Independent Sets of Random Trees and Sparse Random Graphs

An independent set of size $k$ in a finite undirected graph $G$ is a set of $k$ vertices of the graph, no two of which are connected by an edge. Let $x_k\left(G\right)$ be the number of independent sets of size $k$ in the graph $G$ and let $\alpha \left(G\right)=\max \left\{k\ge 0:x_k\left(G\right)\ne 0\right\}$. In 1987, Alavi, Malde, Schwenk, and Erdős asked if the independent set sequence $x_0\left(G\right),x_1\left(G\right),\dots ,x_{\alpha \left(G\right)}\left(G\right)$ of a tree is unimodal (the sequence goes up and then down). This problem is still open. In 2006, Levit and Mandrescu showed that the last third of the independent set sequence of a tree is decreasing.

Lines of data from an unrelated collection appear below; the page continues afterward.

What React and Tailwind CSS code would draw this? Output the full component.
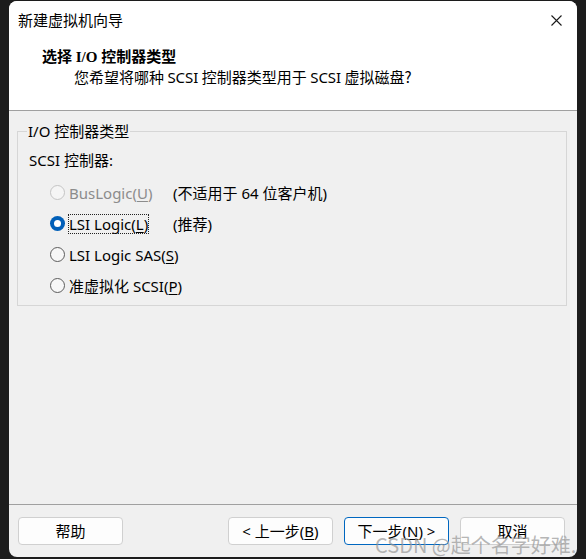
import React from "react";

const UI = { fontFamily: '"Noto Sans", "Noto Sans CJK SC", sans-serif' };
const CJK = { fontFamily: '"Noto Sans CJK SC", "Noto Sans", sans-serif' };

function Radio({ state }) {
  if (state === "checked") {
    return (
      <span className="flex h-[15px] w-[15px] shrink-0 items-center justify-center rounded-full bg-[#005fb8]">
        <span className="block h-[7px] w-[7px] rounded-full bg-white" />
      </span>
    );
  }
  if (state === "disabled") {
    return <span className="block h-[15px] w-[15px] shrink-0 rounded-full border border-[#c4c4c4] bg-[#f5f5f5]" />;
  }
  return <span className="block h-[15px] w-[15px] shrink-0 rounded-full border border-[#5c5c5c] bg-[#f7f7f7]" />;
}

function Row({ state, children, note, focus }) {
  return (
    <div className="flex h-[31px] items-center">
      <div className="ml-[21px] shrink-0">
        <Radio state={state} />
      </div>
      <div className="ml-[4px] w-[104px] shrink-0">
        <span
          className={
            "inline-block whitespace-nowrap leading-[18px] " +
            (focus ? "outline outline-1 outline-dotted outline-[#222] outline-offset-0 " : "") +
            (state === "disabled" ? "text-[#8c8c8c]" : "text-black")
          }
        >
          {children}
        </span>
      </div>
      {note && <span className="whitespace-nowrap text-black">{note}</span>}
    </div>
  );
}

function Btn({ children, primary }) {
  return (
    <button
      className={
        "h-[28px] w-[105px] rounded-[4px] bg-[#fdfdfd] text-[15px] text-black " +
        (primary ? "border border-[#0067c0]" : "border border-[#d0d0d0]")
      }
      style={UI}
    >
      {children}
    </button>
  );
}

export default function App() {
  return (
    <div className="relative h-[559px] w-[586px] overflow-hidden bg-[#1c1c1c] pt-[1px] pl-[9px]" style={UI}>
      <div className="flex h-[556px] w-[568px] flex-col overflow-hidden rounded-[8px] bg-[#f0f0f0] text-[15px] leading-[20px]">
        {/* title bar */}
        <div className="flex h-[38px] shrink-0 items-center justify-between bg-white pl-[9px] pr-[15px]">
          <span style={CJK} className="text-[15px] text-black">新建虚拟机向导</span>
          <svg width="11" height="11" viewBox="0 0 11 11" className="mt-[1px]">
            <path d="M0.5 0.5 L10.5 10.5 M10.5 0.5 L0.5 10.5" stroke="#1a1a1a" strokeWidth="1.1" />
          </svg>
        </div>
        {/* header */}
        <div className="flex h-[71px] shrink-0 flex-col bg-white pt-[8px]">
          <div
            className="pl-[33px] text-[15px] font-bold text-black"
            style={{ fontFamily: '"Liberation Serif", "Noto Sans CJK SC", serif' }}
          >
            选择 I/O 控制器类型
          </div>
          <div className="pl-[65px] text-[15px] text-black" style={CJK}>
            您希望将哪种 <span style={UI}>SCSI</span> 控制器类型用于 <span style={UI}>SCSI</span> 虚拟磁盘?
          </div>
        </div>
        <div className="h-px shrink-0 bg-[#a0a0a0]" />
        {/* body */}
        <div className="flex h-[393px] shrink-0 flex-col pt-[10px]">
          <fieldset className="ml-[8px] mr-[10px] border border-[#d6d6d6] pb-[4px] pl-[11px]">
            <legend className="ml-[-2px] px-[1px] leading-[20px] text-black">I/O 控制器类型</legend>
            <div className="mt-[9px] text-black">SCSI 控制器:</div>
            <div className="mt-[7px] flex flex-col">
              <Row state="disabled" note="(不适用于 64 位客户机)">
                BusLogic(<span className="underline underline-offset-2">U</span>)
              </Row>
              <Row state="checked" note="(推荐)" focus>
                LSI Logic(<span className="underline underline-offset-2">L</span>)
              </Row>
              <Row state="unchecked">
                LSI Logic SAS(<span className="underline underline-offset-2">S</span>)
              </Row>
              <Row state="unchecked">
                准虚拟化 SCSI(<span className="underline underline-offset-2">P</span>)
              </Row>
            </div>
          </fieldset>
        </div>
        <div className="h-px shrink-0 bg-[#a0a0a0]" />
        {/* footer */}
        <div className="flex flex-1 items-start pl-[9px] pr-[12px] pt-[12px]">
          <Btn>帮助</Btn>
          <div className="ml-auto flex gap-[11px]">
            <Btn>
              &lt; 上一步(<span className="underline underline-offset-2">B</span>)
            </Btn>
            <Btn primary>
              下一步(<span className="underline underline-offset-2">N</span>) &gt;
            </Btn>
            <Btn>取消</Btn>
          </div>
        </div>
      </div>
      <div
        className="pointer-events-none absolute left-[375px] top-[532px] whitespace-nowrap text-[20px] leading-[26px] text-[rgba(150,150,150,0.7)]"
        style={CJK}
      >
        CSDN @起个名字好难.
      </div>
    </div>
  );
}
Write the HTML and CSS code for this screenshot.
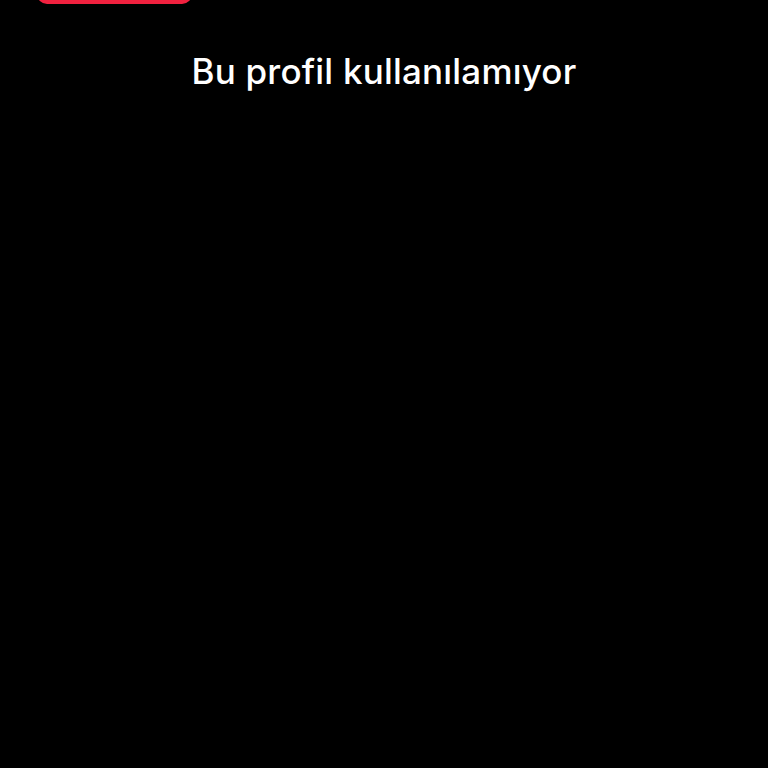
FILE: index.html
```html
<!DOCTYPE html>
<html>
<head>
<meta charset="utf-8">
<link rel="stylesheet" href="styles.css">
</head>
<body>
<div class="page">
  <div class="top">
    <div class="red-btn"></div>
  </div>
  <h1 class="title">Bu profil kullanılamıyor</h1>
</div>
</body>
</html>
```
FILE: styles.css
```css
html, body {
  margin: 0;
  padding: 0;
  background: #000;
  width: 768px;
  height: 768px;
  overflow: hidden;
}
.page {
  display: flex;
  flex-direction: column;
}
.top {
  padding-left: 37px;
}
.red-btn {
  width: 155px;
  height: 44px;
  margin-top: -40px;
  background: #f1213f;
  border-radius: 10px;
}
.title {
  margin: 47px 0 0;
  text-align: center;
  color: #fff;
  font-family: "Inter", "Noto Sans", sans-serif;
  font-weight: 500;
  font-size: 35px;
  line-height: 40px;
  letter-spacing: 0.2px;
}
```
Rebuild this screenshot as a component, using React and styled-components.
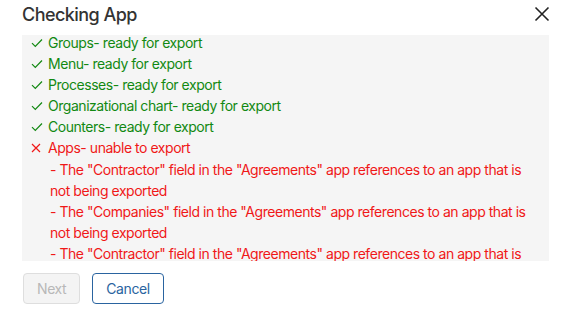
import React from 'react'
import styled, { createGlobalStyle } from 'styled-components'

const GlobalStyle = createGlobalStyle`
  html, body {
    margin: 0;
    background: #fff;
    font-family: Inter, Roboto, "Liberation Sans", sans-serif;
  }
`

const Dialog = styled.div`
  width: 578px;
  height: 309px;
  box-sizing: border-box;
  padding: 0 29px 0 22px;
  display: flex;
  flex-direction: column;
`

const Header = styled.div`
  display: flex;
  align-items: center;
  justify-content: space-between;
  height: 28px;
`

const Title = styled.h1`
  margin: 0;
  font-size: 18px;
  font-weight: 500;
  letter-spacing: -0.55px;
  color: #333;
`

const Close = styled.button`
  border: 0;
  background: none;
  padding: 0;
  margin-right: -1px;
  width: 16px;
  height: 16px;
  display: flex;
  cursor: pointer;
`

const Panel = styled.div`
  margin-top: 7px;
  height: 226px;
  overflow: hidden;
  background: #f5f5f5;
  padding: 0 9px;
  font-size: 14px;
  line-height: 21.1px;
  letter-spacing: -0.46px;
`

/* the list is scrolled a few pixels inside the panel */
const List = styled.div`
  margin-top: -3px;
`

const Row = styled.div`
  display: flex;
  align-items: center;
  color: ${p => (p.$ok ? '#128912' : '#f01818')};
`

const Mark = styled.span`
  width: 17px;
  display: inline-flex;
  align-items: center;
`

const Detail = styled.div`
  color: #f01818;
  padding-left: 19px;
  padding-right: 8px;
`

const Footer = styled.div`
  display: flex;
  gap: 12px;
  margin-top: 12px;
  padding-left: 1px;
`

const Button = styled.button`
  height: 31px;
  padding: 0 13px;
  border-radius: 4px;
  font-family: inherit;
  font-size: 14px;
  letter-spacing: -0.4px;
  background: ${p => (p.$disabled ? '#f4f4f4' : '#fff')};
  color: ${p => (p.$disabled ? '#b8b8b8' : '#2a64a0')};
  border: 1px solid ${p => (p.$disabled ? '#dedede' : '#2a64a0')};
`

const Check = () => (
  <svg width="12" height="10" viewBox="0 0 12 10">
    <path d="M1 5.2 L4.3 8.5 L11 1.5" fill="none" stroke="currentColor" strokeWidth="1.2" />
  </svg>
)

const Cross = () => (
  <svg width="10" height="10" viewBox="0 0 10 10">
    <path d="M1 1 L9 9 M9 1 L1 9" fill="none" stroke="currentColor" strokeWidth="1.2" />
  </svg>
)

const items = [
  'Groups',
  'Menu',
  'Processes',
  'Organizational chart',
  'Counters',
]

const errors = [
  '- The "Contractor" field in the "Agreements" app references to an app that is not being exported',
  '- The "Companies" field in the "Agreements" app references to an app that is not being exported',
  '- The "Contractor" field in the "Agreements" app references to an app that is not being exported',
]

export default function App() {
  return (
    <>
      <GlobalStyle />
      <Dialog>
        <Header>
          <Title>Checking App</Title>
          <Close aria-label="Close">
            <svg width="16" height="16" viewBox="0 0 16 16">
              <path d="M1.5 1.5 L14.5 14.5 M14.5 1.5 L1.5 14.5" stroke="#222" strokeWidth="1.6" />
            </svg>
          </Close>
        </Header>
        <Panel>
          <List>
            {items.map(name => (
              <Row key={name} $ok>
                <Mark><Check /></Mark>
                {name}- ready for export
              </Row>
            ))}
            <Row>
              <Mark><Cross /></Mark>
              Apps- unable to export
            </Row>
            {errors.map((e, i) => (
              <Detail key={i}>{e}</Detail>
            ))}
          </List>
        </Panel>
        <Footer>
          <Button $disabled disabled>Next</Button>
          <Button>Cancel</Button>
        </Footer>
      </Dialog>
    </>
  )
}
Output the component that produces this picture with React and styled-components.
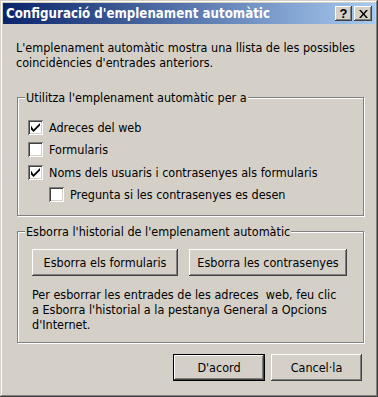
import React from "react";
import styled, { createGlobalStyle } from "styled-components";

const Global = createGlobalStyle`
  html, body {
    margin: 0;
    padding: 0;
    background: #d4d0c8;
  }
  * {
    box-sizing: border-box;
  }
`;

const face = "#d4d0c8";
const font = `"DejaVu Sans Condensed", "DejaVu Sans", sans-serif`;

const Window = styled.div`
  width: 378px;
  height: 397px;
  background: ${face};
  padding: 3px;
  box-shadow: inset -1px -1px #404040, inset 1px 1px ${face},
    inset -2px -2px #808080, inset 2px 2px #fff;
  font-family: ${font};
  font-size: 12.5px;
  color: #000;
  display: flex;
  flex-direction: column;
`;

const TitleBar = styled.div`
  height: 21px;
  display: flex;
  align-items: center;
  justify-content: space-between;
  padding: 0 3px 0 3px;
  background: linear-gradient(to right, #0a246a, #a6caf0);
`;

const Title = styled.div`
  color: #fff;
  font-weight: bold;
  font-size: 13.2px;
`;

const TitleButtons = styled.div`
  display: flex;
  gap: 2px;
`;

const CapButton = styled.div`
  width: ${(p) => p.$w || 17}px;
  height: 15px;
  background: ${face};
  box-shadow: inset -1px -1px #404040, inset 1px 1px #fff,
    inset -2px -2px #808080;
  display: flex;
  align-items: center;
  justify-content: center;
  font-weight: bold;
  font-size: 13px;
  font-family: "Liberation Sans", sans-serif;
  line-height: 1;
`;

const Content = styled.div`
  flex: 1;
  display: flex;
  flex-direction: column;
  padding: 16px 11px 0 13px;
`;

const Text = styled.p`
  margin: ${(p) => p.$margin || "0"};
  line-height: 15px;
`;

const Group = styled.fieldset`
  margin: ${(p) => p.$top}px 0 0 1px;
  padding: ${(p) => p.$pad};
  border: 1px solid #808080;
  box-shadow: 1px 1px 0 #fff, inset 1px 1px 0 #fff;
  min-width: 0;
`;

const Legend = styled.legend`
  padding: 0 1px;
  margin-left: ${(p) => p.$shift}px;
  line-height: 15px;
  background: ${face};
`;

const Row = styled.label`
  height: 22.5px;
  display: flex;
  align-items: center;
  gap: 6px;
  padding-left: ${(p) => (p.$indent ? 21 : 0)}px;
`;

const Box = styled.span`
  width: 15px;
  height: 15px;
  background: #fff;
  box-shadow: inset 1px 1px #808080, inset -1px -1px #fff,
    inset 2px 2px #404040, inset -2px -2px ${face};
  display: flex;
  align-items: center;
  justify-content: center;
  flex: none;
`;

const ButtonRow = styled.div`
  display: flex;
  gap: ${(p) => p.$gap}px;
  justify-content: ${(p) => p.$justify || "flex-start"};
`;

const Button = styled.div`
  width: ${(p) => p.$w}px;
  height: 27px;
  display: flex;
  align-items: center;
  justify-content: center;
  background: ${face};
  box-shadow: ${(p) =>
    p.$default
      ? `inset 0 0 0 1px #000, inset -2px -2px #404040, inset 2px 2px #fff, inset -3px -3px #808080`
      : `inset -1px -1px #404040, inset 1px 1px #fff, inset -2px -2px #808080`};
`;

const Footer = styled(ButtonRow)`
  margin-top: 11px;
  padding-right: 2px;
`;

function Check() {
  return (
    <svg width="9" height="9" viewBox="0 0 7 7">
      <path d="M0 2 L0 5 L2 7 L7 2 L7 0 L2 5 Z" fill="#000" />
    </svg>
  );
}

function CheckRow({ checked, indent, children }) {
  return (
    <Row $indent={indent}>
      <Box>{checked && <Check />}</Box>
      {children}
    </Row>
  );
}

export default function App() {
  return (
    <>
      <Global />
      <Window>
        <TitleBar>
          <Title>Configuració d'emplenament automàtic</Title>
          <TitleButtons>
            <CapButton>?</CapButton>
            <CapButton $w={18}>
              <svg width="9" height="8" viewBox="0 0 9 8">
                <path
                  d="M0 0h2l2.5 3 2.5-3h2L5.5 4 9 8H7L4.5 5 2 8H0l3.5-4z"
                  fill="#000"
                />
              </svg>
            </CapButton>
          </TitleButtons>
        </TitleBar>
        <Content>
          <Text>
            L'emplenament automàtic mostra una llista de les possibles
            <br />
            coincidències d'entrades anteriors.
          </Text>
          <Group $top={20} $pad="11px 10px 9px 10px">
            <Legend $shift={-3}>Utilitza l'emplenament automàtic per a</Legend>
            <CheckRow checked>Adreces del web</CheckRow>
            <CheckRow>Formularis</CheckRow>
            <CheckRow checked>Noms dels usuaris i contrasenyes als formularis</CheckRow>
            <CheckRow indent>Pregunta si les contrasenyes es desen</CheckRow>
          </Group>
          <Group $top={8} $pad="10px 10px 10px 14px">
            <Legend $shift={-7}>Esborra l'historial de l'emplenament automàtic</Legend>
            <ButtonRow $gap={11}>
              <Button $w={146}>Esborra els formularis</Button>
              <Button $w={158}>Esborra les contrasenyes</Button>
            </ButtonRow>
            <Text $margin="11px 0 0 0">
              Per esborrar les entrades de les adreces&nbsp; web, feu clic
              <br />a Esborra l'historial a la pestanya General a Opcions
              <br />
              d'Internet.
            </Text>
          </Group>
          <Footer $gap={6} $justify="flex-end">
            <Button $w={92} $default>
              D'acord
            </Button>
            <Button $w={91}>Cancel·la</Button>
          </Footer>
        </Content>
      </Window>
    </>
  );
}
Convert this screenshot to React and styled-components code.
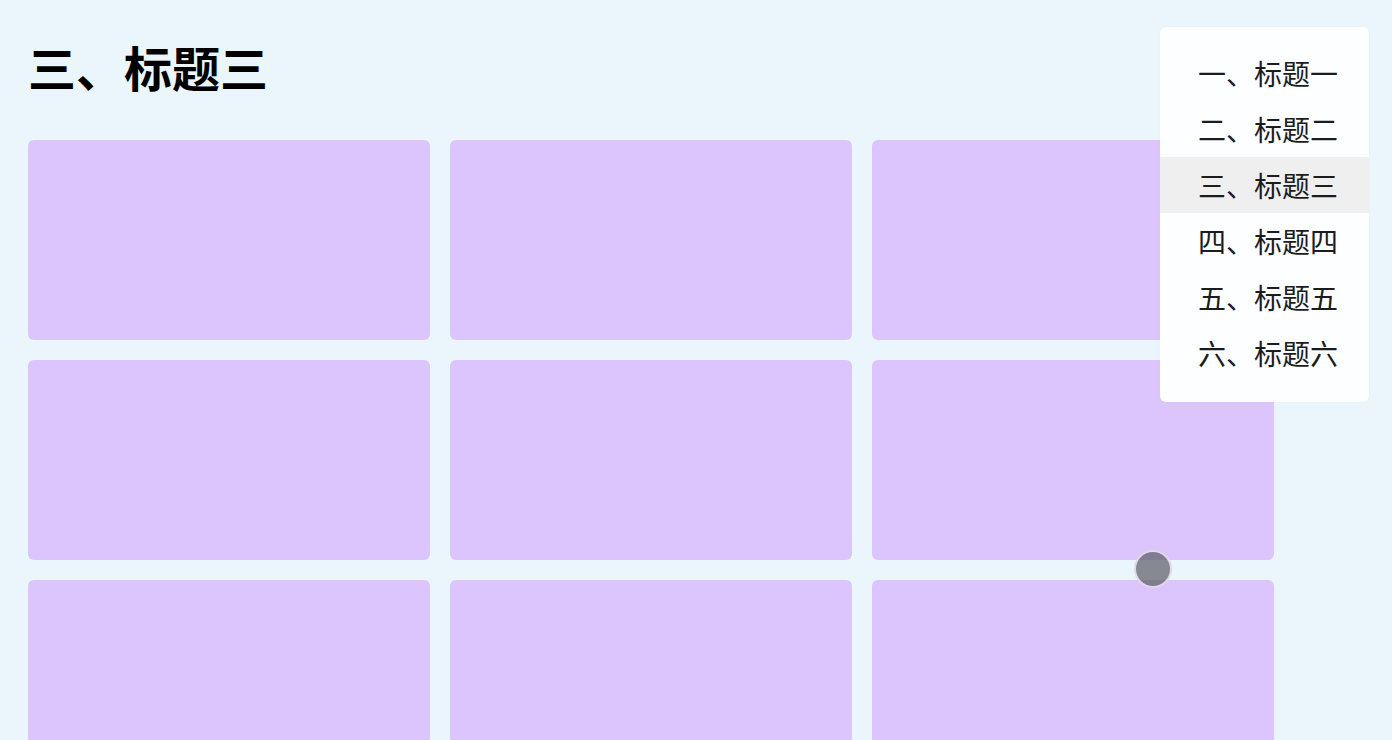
import React from "react";
import styled, { createGlobalStyle } from "styled-components";

const Global = createGlobalStyle`
  html, body { margin: 0; padding: 0; }
  body {
    background: #eaf5fc;
    font-family: "Noto Sans CJK SC", "Noto Sans", sans-serif;
    overflow: hidden;
  }
`;

const Page = styled.div`
  position: relative;
  width: 1392px;
  height: 740px;
  padding: 42px 28px 0;
  box-sizing: border-box;
  overflow: hidden;
`;

const Title = styled.h1`
  margin: 0 0 50px;
  font-size: 48px;
  line-height: 48px;
  font-weight: 700;
  color: #000;
`;

const Grid = styled.div`
  display: grid;
  grid-template-columns: repeat(3, 402px);
  grid-auto-rows: 200px;
  gap: 20px;
`;

const Card = styled.div`
  background: #dcc5fd;
  border-radius: 6px;
`;

const Menu = styled.nav`
  position: absolute;
  top: 27px;
  left: 1160px;
  width: 209px;
  padding: 18px 0 21px;
  background: #fdfeff;
  border-radius: 6px;
  box-sizing: border-box;
  box-shadow: 0 0 2px rgba(0, 0, 0, 0.03);
`;

const MenuItem = styled.div`
  height: 56px;
  display: flex;
  align-items: center;
  padding-left: 38px;
  font-size: 28px;
  color: #1c1c1c;
  background: ${(p) => (p.$active ? "#efefef" : "transparent")};
`;

const Touch = styled.div`
  position: absolute;
  left: 1134px;
  top: 550px;
  width: 38px;
  height: 38px;
  box-sizing: border-box;
  border-radius: 50%;
  background: rgba(95, 95, 105, 0.72);
  border: 2px solid rgba(248, 236, 255, 0.8);
`;

const items = ["一、标题一", "二、标题二", "三、标题三", "四、标题四", "五、标题五", "六、标题六"];

export default function App() {
  return (
    <>
      <Global />
      <Page>
        <Title>三、标题三</Title>
        <Grid>
          {Array.from({ length: 9 }).map((_, i) => (
            <Card key={i} />
          ))}
        </Grid>
        <Menu>
          {items.map((t, i) => (
            <MenuItem key={t} $active={i === 2}>
              {t}
            </MenuItem>
          ))}
        </Menu>
        <Touch />
      </Page>
    </>
  );
}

We show that the first 46.8% of the independent set sequence of a random tree is increasing with (exponentially) high probability as the number of vertices goes to infinity. So, the question of Alavi, Malde, Schwenk, and Erdős is “four-fifths true,” with high probability. We also show unimodality of the independent set sequence of Erdős–Rényi random graphs, when the expected degree of a single vertex is large (with [exponentially] high probability as the number of vertices in the graph goes to infinity, except for a small region near the mode). A weaker result is shown for random regular graphs. The structure of independent sets of size $k$ as $k$ varies is of interest in probability, statistical physics, combinatorics, and computer science.